Since it's unreasonable and too expensive for the School District to pick up the tab of every non-incumbent candidate, we propose the aid be doled out on a first come first served or a lottery basis, enough to fill out a full slate of challengers on the ballot.
  Allowing the millions of dollars this school district spends on questionable 'community engagment' given in the form of lucrative contracts to chummy corporate consultants for all sorts of less democratic citizen empowerment than this, we trust they will not cry poverty with this idea.
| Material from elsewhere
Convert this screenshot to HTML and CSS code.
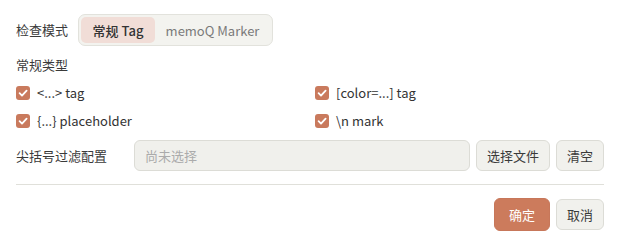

"After spending millions on 
'community engagement' forwarding 
the Center of 'Community' Life, 
they're going to have to spend 
a little on democracy."

We find it hard to overstate the importance of lowering this fee and allowing new voices on the School Board.  As we stated, this new fee has already curtailed democracy here at Emery.  This year it has stopped the people's right  to have a choice in the direction of their School District: as a result of too few candidates running, the best case scenario for those wishing change will be a 2-3 School Board minority (the 3 representing the existing established power).  We can only elect two challengers this year and that's not enough to bring about new direction.  This November, we can only hope to bring incremental change, change at the margins for our School District.  The $832 fee has limited our choice.

School Board members here at Emery tend to not fill out their terms.  They resign early, giving the power elite on the Board a chance to appoint their favored new replacement (even if sometimes an independent, less-than-compliant pick gets in by accident).  This is no good.  The citizens need to be able to effectively weigh in here. Every election cycle, the people of Emeryville should always have the capacity to vote for a change in their government be it at the School District or at City Hall.  At Emery Unified School District this November, there's going to be no chance for change, regardless of what the people want.  This is unacceptable.  $832 shouldn't stop democracy.  It's time for the School District to pony up, even if the idea of change is threatening to them.  We're going to have to spend a little from now on to ensure democracy doesn't go missing.  Ironically, they may learn to love it; real democracy will give legitimacy to this District and that's something that's also been missing.